04 March 2013

On the Skids in Carbon Canyon #11023

Well, why not?  The most recent installment of the "On the Skids" series, a little more than a week back on 26 February, showed another instance of an eastbound driver taking the middle level of the S-curve on the Chino Hills side of Carbon Canyon too fast and obliterating an arrow sign there, it is hardly surprising that the other sign of that type (visible at the far left of the photo taken at that time and reproduced below) would follow.

Now you see it . . . the little arrow sign at the left was there on 25 February.
And, so it has.  Over the weekend, the second sign, on a steel support, was pummeled and left battered on the shoulder, only to be, along with its wooden legged cousin, removed today, presumably for refashioning.

Then, these two signs will be put back, only at some point in the not-too-distant future, if recent history is any guide, to be unceremoniously be the targets of further indiscretions by errant drivers.
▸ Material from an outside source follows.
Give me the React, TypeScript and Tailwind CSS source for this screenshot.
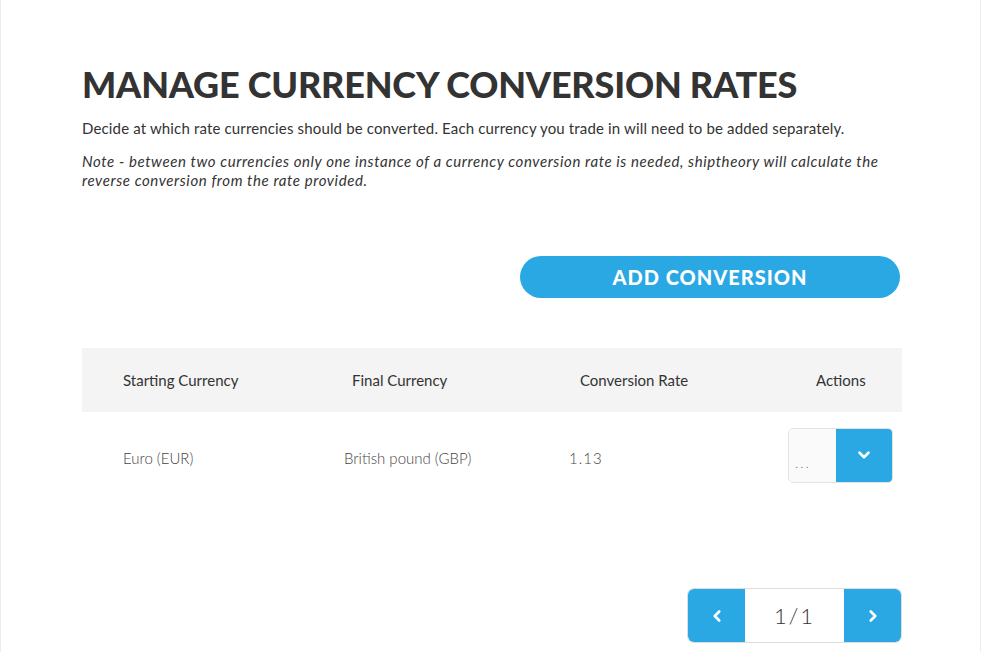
import { ChevronDown, ChevronLeft, ChevronRight } from "lucide-react";

const font = { fontFamily: "Lato, 'Noto Sans', sans-serif" };

export default function App() {
  return (
    <div className="min-h-[652px] w-[981px] border-x border-[#ececec] bg-white text-[#333]" style={font}>
      <div className="pl-[81px] pr-[80px] pt-[62px]">
        <h1 className="text-[36px] font-black leading-[44px] tracking-[-0.2px] text-[#333]">
          MANAGE CURRENCY CONVERSION RATES
        </h1>
        <p className="mt-[12px] text-[15px] leading-[20px] tracking-[0.15px] text-[#333]">
          Decide at which rate currencies should be converted. Each currency you trade in will need to be added separately.
        </p>
        <p className="mt-[14px] text-[15px] italic leading-[19px] tracking-[0.6px] text-[#333]">
          Note - between two currencies only one instance of a currency conversion rate is needed, shiptheory will calculate the reverse conversion from the rate provided.
        </p>

        <div className="mt-[66px] flex justify-end">
          <button className="h-[42px] w-[380px] rounded-full bg-[#29a8e3] text-[20px] font-black tracking-[1px] text-white">
            ADD CONVERSION
          </button>
        </div>

        {/* table */}
        <div className="mt-[50px] w-[820px]">
          <div className="flex h-[64px] items-center bg-[#f4f4f4] text-[15px] text-[#333]">
            <div className="w-[270px] pl-[41px]">Starting Currency</div>
            <div className="w-[228px]">Final Currency</div>
            <div className="w-[236px]">Conversion Rate</div>
            <div className="flex-1">Actions</div>
          </div>
          <div className="flex h-[86px] items-center text-[15px] font-light text-[#444]">
            <div className="mt-[6px] w-[262px] pl-[41px]">Euro (EUR)</div>
            <div className="mt-[6px] w-[225px]">British pound (GBP)</div>
            <div className="mt-[6px] w-[219px] tracking-[1px]">1.13</div>
            <div className="flex-1">
              <div className="flex h-[55px] w-[105px] overflow-hidden rounded-[5px] border border-[#e2e2e2]">
                <div className="flex w-[47px] items-end bg-[#fafafa] pb-[12px] pl-[6px] text-[14px] leading-none tracking-[2px] text-[#777]">
                  ...
                </div>
                <div className="flex flex-1 items-center justify-center bg-[#29a8e3]">
                  <ChevronDown className="h-[18px] w-[18px] text-white" strokeWidth={3.5} />
                </div>
              </div>
            </div>
          </div>
        </div>

        {/* pagination */}
        <div className="mt-[90px] flex w-[820px] justify-end">
          <div className="flex h-[55px] w-[215px] overflow-hidden rounded-[7px] border border-[#dddddd]">
            <div className="flex w-[57px] items-center justify-center bg-[#29a8e3]">
              <ChevronLeft className="h-[18px] w-[18px] text-white" strokeWidth={3.5} />
            </div>
            <div className="flex flex-1 items-center justify-center text-[22px] font-light tracking-[2px] text-[#333]">
              1/1
            </div>
            <div className="flex w-[57px] items-center justify-center bg-[#29a8e3]">
              <ChevronRight className="h-[18px] w-[18px] text-white" strokeWidth={3.5} />
            </div>
          </div>
        </div>
      </div>
    </div>
  );
}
Now you don't . . . gone as of 4 March.  A rear view mirror is one of several pieces of debris to mark the occasion.
Not that these signs are really needed, are they?  There is the much larger diamond-shaped one that clearly and amply warns of the curve and recommends an unrealistic 15 mph to boot—and this sign, too, has been dislodged and dismembered on a number of occasions over recent years.  Plus, there are the double yellow center line with reflectors and the white shoulder lines. 

But for speeders or those chemically impaired (or both), these devices are truly irrelevant.  The only way to mitigate the behavior is actual human enforcement, but this simply doesn't happen.  So, CalTrans does what it can to repair and replace and we taxpayers continue to pony up the funds for the ongoing cycle of damage and destruction. 

It really is amazing that more injury and worse doesn't happen given the frequency of off-the-highway maneuverings that take place every day and night on Carbon Canyon Road--this is probably why playing the percentages is how officialdom chooses to (not) deal with the dangerous driving.